Doing it that way would mean you can have plenty of material in the jaws at all times. Like I said, I'm no expert but that's how I'd tackle it. I'm sure other, more knowledgeable builders will chime in.


my plan (in my head anyway) is to take a pice 1x1 by about 1.50 in the 4 jaw chuck, face the back side first and make the .875 radius cut for the back and drill/ ream the .250 shaft hole.

then mount it on the mill with front bearing pointing up and centered with my mill spindle and either use a boring head or end mill/rotary table to make the shaft bearing or "snout" as i keep wanting to call it. once that is done ill finish up by cutting the snout to final length with mill or slitting saw etc. might even rechuck it in the lathe and just part it off.

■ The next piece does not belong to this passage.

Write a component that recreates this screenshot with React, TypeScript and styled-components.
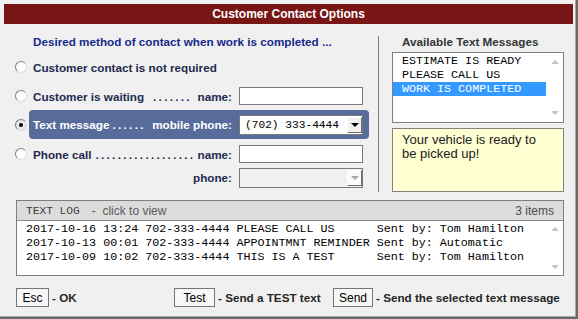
import React from "react";
import styled, { createGlobalStyle } from "styled-components";

const GlobalStyle = createGlobalStyle`
  html, body {
    margin: 0;
    padding: 0;
    background: #f0f0f0;
  }
  body {
    font-family: "Liberation Sans", Arial, sans-serif;
  }
  * {
    box-sizing: border-box;
  }
`;

const SANS = `"Liberation Sans", Arial, sans-serif`;
const MONO = `"Liberation Mono", "Courier New", monospace`;

const messages = ["ESTIMATE IS READY", "PLEASE CALL US", "WORK IS COMPLETED"];

const logLines = [
  "2017-10-16 13:24 702-333-4444 PLEASE CALL US      Sent by: Tom Hamilton",
  "2017-10-13 00:01 702-333-4444 APPOINTMNT REMINDER Sent by: Automatic",
  "2017-10-09 10:02 702-333-4444 THIS IS A TEST      Sent by: Tom Hamilton",
];

export default function App() {
  return (
    <>
      <GlobalStyle />
      <Window>
        <Frame>
          <TitleBar>Customer Contact Options</TitleBar>

          <Top>
            <LeftPane>
              <PaneTitle $color="#172a8c" $indent={29}>
                Desired method of contact when work is completed ...
              </PaneTitle>

              <Rows>
                <Row $top={8} $height={18}>
                  <Radio />
                  <Field>
                    <Label>
                      <span>Customer contact is not required</span>
                    </Label>
                  </Field>
                </Row>

                <Row $top={11} $height={18}>
                  <Radio />
                  <Field>
                    <Label>
                      <span>
                        Customer is waiting<Dots $gap={9}>.......</Dots>
                      </span>
                      <span>name:</span>
                    </Label>
                    <TextBox />
                  </Field>
                </Row>

                <Row $top={5} $height={29}>
                  <Radio $checked />
                  <Field $active>
                    <Label $light>
                      <span>
                        Text message<Dots $gap={3}>......</Dots>
                      </span>
                      <span>mobile phone:</span>
                    </Label>
                    <Combo>
                      <ComboText>(702) 333-4444</ComboText>
                      <DropButton>
                        <Caret />
                      </DropButton>
                    </Combo>
                  </Field>
                </Row>

                <Row $top={6} $height={18}>
                  <Radio />
                  <Field>
                    <Label>
                      <span>
                        Phone call<Dots $gap={4}>..................</Dots>
                      </span>
                      <span>name:</span>
                    </Label>
                    <TextBox />
                  </Field>
                </Row>

                <Row $top={5} $height={19}>
                  <Radio $hidden />
                  <Field>
                    <Label>
                      <span />
                      <span>phone:</span>
                    </Label>
                    <Combo $disabled>
                      <ComboText />
                      <DropButton $disabled>
                        <Caret $disabled />
                      </DropButton>
                    </Combo>
                  </Field>
                </Row>
              </Rows>
            </LeftPane>

            <Divider />

            <RightPane>
              <PaneTitle $color="#353535" $indent={10}>
                Available Text Messages
              </PaneTitle>
              <ListBox>
                <ListItems>
                  {messages.map((m, i) => (
                    <ListItem key={m} $selected={i === 2}>
                      {m}
                    </ListItem>
                  ))}
                </ListItems>
                <ScrollStrip $pad={7}>
                  <Arrow $up />
                  <Arrow />
                </ScrollStrip>
              </ListBox>
              <Note>
                <NoteText>Your vehicle is ready to be picked up!</NoteText>
              </Note>
            </RightPane>
          </Top>

          <LogBox>
            <LogHeader>
              <LogTitle>
                <LogName>TEXT LOG</LogName>
                <LogHint>-&nbsp;&nbsp;click to view</LogHint>
              </LogTitle>
              <LogCount>3 items</LogCount>
            </LogHeader>
            <LogBody>
              <LogLines>
                {logLines.map((l) => (
                  <LogLine key={l}>{l}</LogLine>
                ))}
              </LogLines>
              <ScrollStrip $pad={6}>
                <Arrow $up />
                <Arrow />
              </ScrollStrip>
            </LogBody>
          </LogBox>

          <Footer>
            <Action>
              <Button $width={33}>Esc</Button>
              <Hint>- OK</Hint>
            </Action>
            <Action>
              <Button $width={41}>Test</Button>
              <Hint>- Send a TEST text</Hint>
            </Action>
            <Action>
              <Button $width={40}>Send</Button>
              <Hint>- Send the selected text message</Hint>
            </Action>
          </Footer>
        </Frame>
      </Window>
    </>
  );
}

const Window = styled.div`
  width: 578px;
  height: 319px;
  background: #f0f0f0;
  border-right: 2px solid #686868;
  border-bottom: 2px solid #686868;
`;

const Frame = styled.div`
  height: 100%;
  display: flex;
  flex-direction: column;
  padding: 4px 2px 0 4px;
  border-right: 1px solid #a8a8a8;
  border-bottom: 1px solid #a8a8a8;
`;

const TitleBar = styled.div`
  height: 20px;
  flex: none;
  display: flex;
  align-items: center;
  justify-content: center;
  background: #781515;
  color: #ffffff;
  font-family: ${SANS};
  font-weight: bold;
  font-size: 12px;
`;

const Top = styled.div`
  display: flex;
  height: 168px;
  flex: none;
`;

const LeftPane = styled.div`
  width: 374px;
  padding-top: 10px;
`;

const Divider = styled.div`
  width: 1px;
  margin-top: 12px;
  background: #7e7e7e;
`;

const RightPane = styled.div`
  flex: 1;
  padding: 10px 9px 0 13px;
  display: flex;
  flex-direction: column;
`;

const PaneTitle = styled.div<{ $color: string; $indent: number }>`
  height: 16px;
  line-height: 16px;
  padding-left: ${({ $indent }) => $indent}px;
  color: ${({ $color }) => $color};
  font-family: ${SANS};
  font-weight: bold;
  font-size: 11.7px;
  white-space: nowrap;
`;

const Rows = styled.div`
  padding-left: 11px;
  display: flex;
  flex-direction: column;
`;

const Row = styled.div<{ $top: number; $height: number }>`
  display: flex;
  align-items: center;
  margin-top: ${({ $top }) => $top}px;
  height: ${({ $height }) => $height}px;
`;

const Radio = styled.span<{ $checked?: boolean; $hidden?: boolean }>`
  position: relative;
  flex: none;
  width: 12px;
  height: 12px;
  margin-right: 2px;
  border-radius: 50%;
  border: 1px solid;
  border-color: #7f7f7f #dcdcdc #dcdcdc #7f7f7f;
  background: ${({ $checked }) => ($checked ? "#e8e8e8" : "#ffffff")};
  visibility: ${({ $hidden }) => ($hidden ? "hidden" : "visible")};

  &::after {
    content: "";
    display: ${({ $checked }) => ($checked ? "block" : "none")};
    position: absolute;
    left: 3px;
    top: 3px;
    width: 4px;
    height: 4px;
    border-radius: 50%;
    background: #000000;
  }
`;

const Field = styled.div<{ $active?: boolean }>`
  display: flex;
  align-items: center;
  width: 340px;
  height: 100%;
  padding: 0 6px 0 4px;
  border-radius: 4px;
  background: ${({ $active }) => ($active ? "#586c9c" : "transparent")};
`;

const Label = styled.div<{ $light?: boolean }>`
  width: 199px;
  margin-right: 7px;
  display: flex;
  justify-content: space-between;
  color: ${({ $light }) => ($light ? "#ffffff" : "#1f2a4f")};
  font-family: ${SANS};
  font-weight: bold;
  font-size: 11.7px;
  white-space: nowrap;
`;

const Dots = styled.span<{ $gap: number }>`
  margin-left: ${({ $gap }) => $gap}px;
  letter-spacing: 2.3px;
`;

const TextBox = styled.div`
  width: 124px;
  height: 18px;
  background: #ffffff;
  border: 1px solid #7a7a7a;
`;

const Combo = styled.div<{ $disabled?: boolean }>`
  width: 124px;
  height: 20px;
  display: flex;
  align-items: stretch;
  border: 1px solid #7a7a7a;
  background: ${({ $disabled }) => ($disabled ? "#f0f0f0" : "#ffffff")};
`;

const ComboText = styled.span`
  flex: 1;
  padding-left: 5px;
  line-height: 18px;
  font-family: ${MONO};
  font-size: 11.2px;
  color: #000000;
  white-space: pre;
`;

const DropButton = styled.span<{ $disabled?: boolean }>`
  width: 15px;
  margin: 1px 0 1px 0;
  display: flex;
  align-items: center;
  justify-content: center;
  background: ${({ $disabled }) => ($disabled ? "#fafafa" : "#f0f0f0")};
  border-left: 1px solid #ffffff;
  border-top: 1px solid #ffffff;
  border-right: 1px solid #6e6e6e;
  border-bottom: 1px solid #6e6e6e;
`;

const Caret = styled.span<{ $disabled?: boolean }>`
  width: 0;
  height: 0;
  border-left: 4px solid transparent;
  border-right: 4px solid transparent;
  border-top: 4px solid ${({ $disabled }) => ($disabled ? "#a8a8a8" : "#000000")};
`;

const ListBox = styled.div`
  margin-top: 2px;
  height: 71px;
  display: flex;
  background: #ffffff;
  border: 1px solid #808080;
`;

const ListItems = styled.div`
  flex: 1;
  padding-top: 1px;
`;

const ListItem = styled.div<{ $selected?: boolean }>`
  height: 14px;
  line-height: 14px;
  padding-left: 9px;
  font-family: ${MONO};
  font-size: 11.7px;
  white-space: pre;
  background: ${({ $selected }) => ($selected ? "#3399ff" : "transparent")};
  color: ${({ $selected }) => ($selected ? "#ffffff" : "#000000")};
`;

const ScrollStrip = styled.div<{ $pad: number }>`
  width: 17px;
  flex: none;
  display: flex;
  flex-direction: column;
  justify-content: space-between;
  align-items: center;
  padding: ${({ $pad }) => $pad}px 0;
`;

const Arrow = styled.span<{ $up?: boolean }>`
  width: 0;
  height: 0;
  border-left: 4px solid transparent;
  border-right: 4px solid transparent;
  ${({ $up }) =>
    $up ? "border-bottom: 4px solid #c4c4c4;" : "border-top: 4px solid #c4c4c4;"}
`;

const Note = styled.div`
  margin-top: 5px;
  height: 64px;
  padding: 4px 9px;
  background: #ffffd2;
  border: 1px solid #828282;
`;

const NoteText = styled.div`
  max-width: 142px;
  font-family: ${SANS};
  font-size: 13px;
  line-height: 14px;
  color: #1a1a24;
`;

const LogBox = styled.div`
  margin: 8px 0 0 12px;
  width: 548px;
  height: 76px;
  flex: none;
  display: flex;
  flex-direction: column;
  border: 1px solid #7f7f7f;
`;

const LogHeader = styled.div`
  height: 20px;
  flex: none;
  display: flex;
  align-items: center;
  justify-content: space-between;
  padding: 0 9px;
  background: #dcdcdc;
  border-bottom: 1px solid #8a8a8a;
`;

const LogTitle = styled.div`
  display: flex;
  align-items: center;
  white-space: nowrap;
`;

const LogName = styled.span`
  font-family: ${MONO};
  font-size: 11.2px;
  color: #3c3c3c;
`;

const LogHint = styled.span`
  margin-left: 12px;
  font-family: ${SANS};
  font-size: 12px;
  color: #5a5a5a;
`;

const LogCount = styled.span`
  font-family: ${SANS};
  font-size: 12px;
  color: #4a4a4a;
`;

const LogBody = styled.div`
  flex: 1;
  display: flex;
  background: #ffffff;
`;

const LogLines = styled.div`
  flex: 1;
  padding-left: 9px;
  padding-top: 1px;
`;

const LogLine = styled.div`
  height: 14px;
  line-height: 14px;
  font-family: ${MONO};
  font-size: 11.7px;
  color: #000000;
  white-space: pre;
`;

const Footer = styled.div`
  margin-top: 12px;
  padding-left: 12px;
  display: grid;
  grid-template-columns: 158px 159px auto;
  align-items: center;
`;

const Action = styled.div`
  display: flex;
  align-items: center;
`;

const Button = styled.span<{ $width: number }>`
  width: ${({ $width }) => $width}px;
  height: 19px;
  display: flex;
  align-items: center;
  justify-content: center;
  background: #f7f7f7;
  border: 1px solid #757575;
  font-family: ${SANS};
  font-size: 12px;
  color: #000000;
`;

const Hint = styled.span`
  margin-left: 3px;
  font-family: ${SANS};
  font-weight: bold;
  font-size: 11.7px;
  color: #262626;
  white-space: nowrap;
`;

i dont have the round stock in the material i need but i do have it in square stock.

what do you think of this plan?
 
For a start the drawing says 0.200" DIAMETER so you only need to be cutting a 0.100" radius.

Easiest way is to just grind the radius on the end of a HSS toolblank, if you actually make the end "D" shaped so the end is a half round it will be a more useful tool, something like this.

Its not a critical size so anything from 3/32" to 1/8" raqdius will do. You could if you wanted use one of the indexable tools with teh 6mm dia button inserts but HSS will do the cjob and cost a lot less

J

IMAG2801.jpg


IMAG1595.jpg
 
There is no need to make form tools for a simple decorative radius cut. Marv Klotz has a simple ball cut calculator program to generate an X-Y cutting table for any radius.
See http://www.myvirtualnetwork.com/mklotz/#shop Scroll down to Home Shop Software and look for "ballcut.zip" on the left. It's easy to use once you do the first one.

WOB
 
For a start the drawing says 0.200" DIAMETER so you only need to be cutting a 0.100" radius.

Easiest way is to just grind the radius on the end of a HSS toolblank, if you actually make the end "D" shaped so the end is a half round it will be a more useful tool, something like this.

Its not a critical size so anything from 3/32" to 1/8" raqdius will do. You could if you wanted use one of the indexable tools with teh 6mm dia button inserts but HSS will do the cjob and cost a lot less

J


doh!:wall: you are correct, it is diameter not radius.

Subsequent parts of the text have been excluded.